The two things that are correct, rel="alternate" with either type="application/rss+xml" or type="application/atom+xml" are the easy part. Other than having used .match when I meant .test, the patch I abandoned last fall seems to cover them exactly to spec. I burn with the desire to shove it through, shouting down any objections, but I know what Mark Pilgrim would call me as a result.

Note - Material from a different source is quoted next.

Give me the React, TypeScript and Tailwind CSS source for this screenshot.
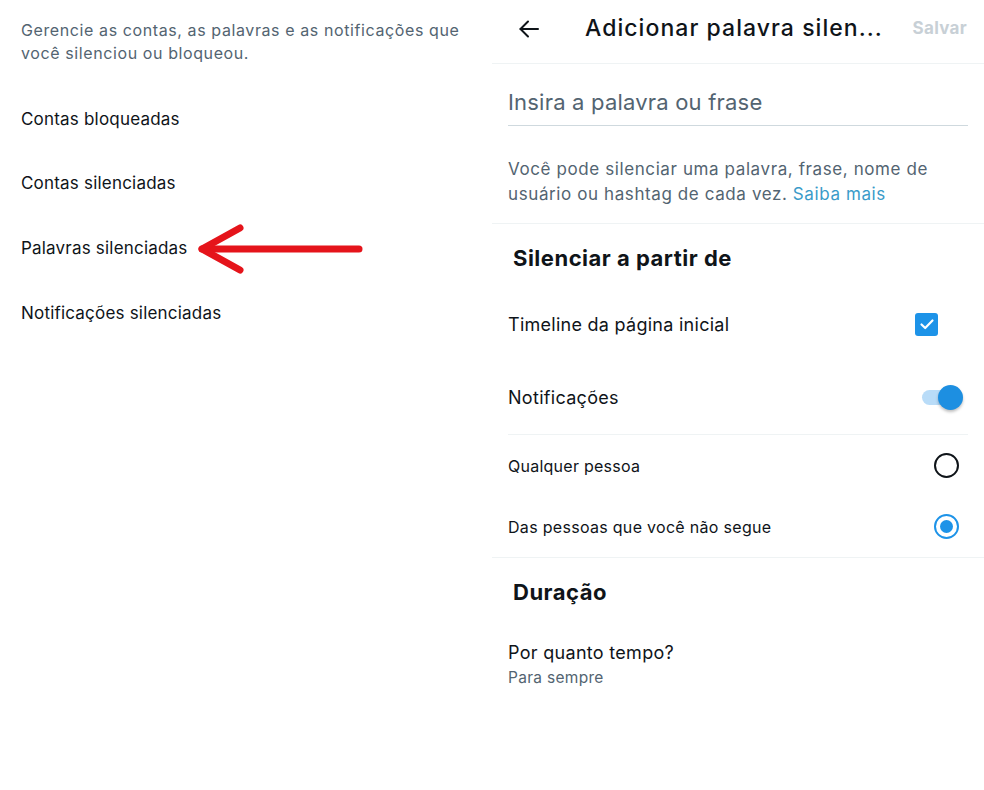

Then there’s all the exceptions.

WordPress defaults to having three feeds, full-content RSS and full-content Atom with to-spec links, and an RSS 0.92 feed with just a summary, perfect for our titles-and-links-only aggregator, that’s linked with <link rel="alternate" type="text/xml" title="RSS .92" href="/feed/rss/" />. Also, there’s all the people who believe they shouldn’t be using the unregistered and probably unregisterable type application/rss+xml, who may be using text/xml or the more sensible application/xml. With application/rss+xml refering to at least 9 different and incompatible formats, with two different root elements, two different namespaces plus a load of unnamespaced elements with shifting meaning and content models, good luck getting it registered, and although the HTML DTD isn’t able to express the restriction, so the validator won’t catch it, the spec makes it quite clear that type can only be either a registered mime-type, or an experimental type using the proper application/x-rss format. People using application/xml are wrong relative to a spec which only exists as a weblog post, but they are right relative to the HTML spec.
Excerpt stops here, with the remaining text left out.